Die Zahlen belegen dies: »Mit 44 Spielplätzen, 14 Ganztagskindergärten, 900 Kindergartenplätzen und fünf Grundschulen sind wir gut ausgestattet«, sieht Stadtplaner Reinhard Pawel einige Pluspunkte. Einzigartig sei auch der Kriterienkatalog, mit dem Bebauungspläne auf ihre Kinderfreundlichkeit abgeklopft werden.

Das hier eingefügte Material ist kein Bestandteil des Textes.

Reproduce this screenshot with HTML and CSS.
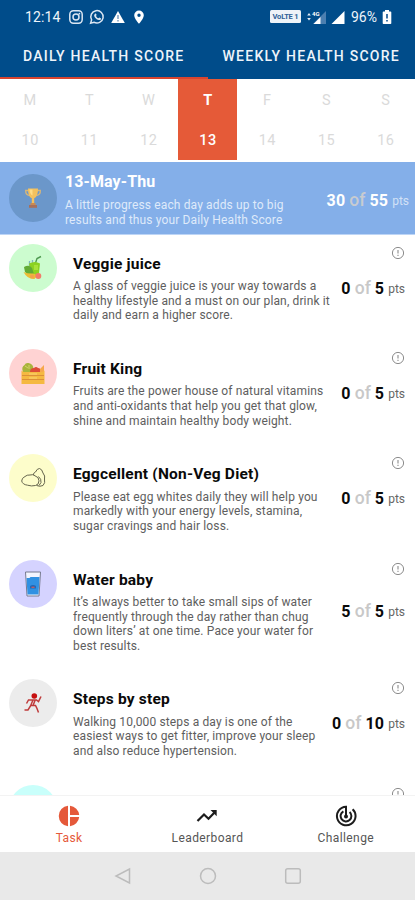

Zur familienfreundlichen Infrastruktur gehören aber auch die Schulen, in die die Stadt in den vergangenen Jahren 30 Millionen Euro investiert hat. Das ist ein Pfund, mit dem man wuchern kann. Reinhard Pawel geht auch auf die recht günstigen Baugrundstücke ein: »Hier liegen wir kreisweit im mittleren Feld. Das zieht Familien an.«
Gleichzeitig ist sich der Bauexperte sicher, dass nicht nur Neubaugebiete gefragt sind: »Wir müssen vor allem bestehende Bestände betrachten. Wir wollen keine Altgebiete, die zur Oase der Leere werden. Mehrgenerationenhäuser - das ist die Antwort, auch in Fragen der Betreuung.«
Das sieht die Familie Meyer-Wilmes genau so: Drei Generationen leben am Röwekamp unter einem Dach. Und: Es funktioniert mit Opa Klaus, Oma Lisa, Mutter Irene, Vater Stefan, den Kindern Sarah, Vincent, Leonhard, Helena und dem chilenischen Gastsohn Carlos. »Hier ist immer einer da. Bei uns wird es nie langweilig«, freut sich Nesthäkchen Helena. Irene und Stefan haben sich nach vielen beruflichen Stationen in ganz Deutschland bewusst für Harsewinkel und sein Elternhaus entschieden: »Hier ist die Grundatmosphäre familienfreundlich.«
Kein Wunder, meistert die Stadt doch babypo-weiche Standortfaktoren, wie private Spielgruppen und Freizeitangebote der Vereine und Verbände sowie des Stadtjugendrings mit den Ferienspielen und dem Kinobus, spielend. Das Umfeld sei einfach entscheidend, meint auch Stadt-Pressesprecherin Mechthild Walter: »Wo schon viele Kinder sind, da entscheidet man sich eher für Nachwuchs als zum Beispiel in einer Single-Stadt wie Düsseldorf.«
Das sieht die neunköpfige Familie Brokamp aus Harsewinkel genau so: »Wir fühlen uns mit unserer Großfamilie hier gut aufgehoben«, sind sich die Eltern Magdalene und Stefan Brokamp sowie die Kinder Leonard, Oliver, Johannes, Engin, Simon, Anna Lena und Thomas einig.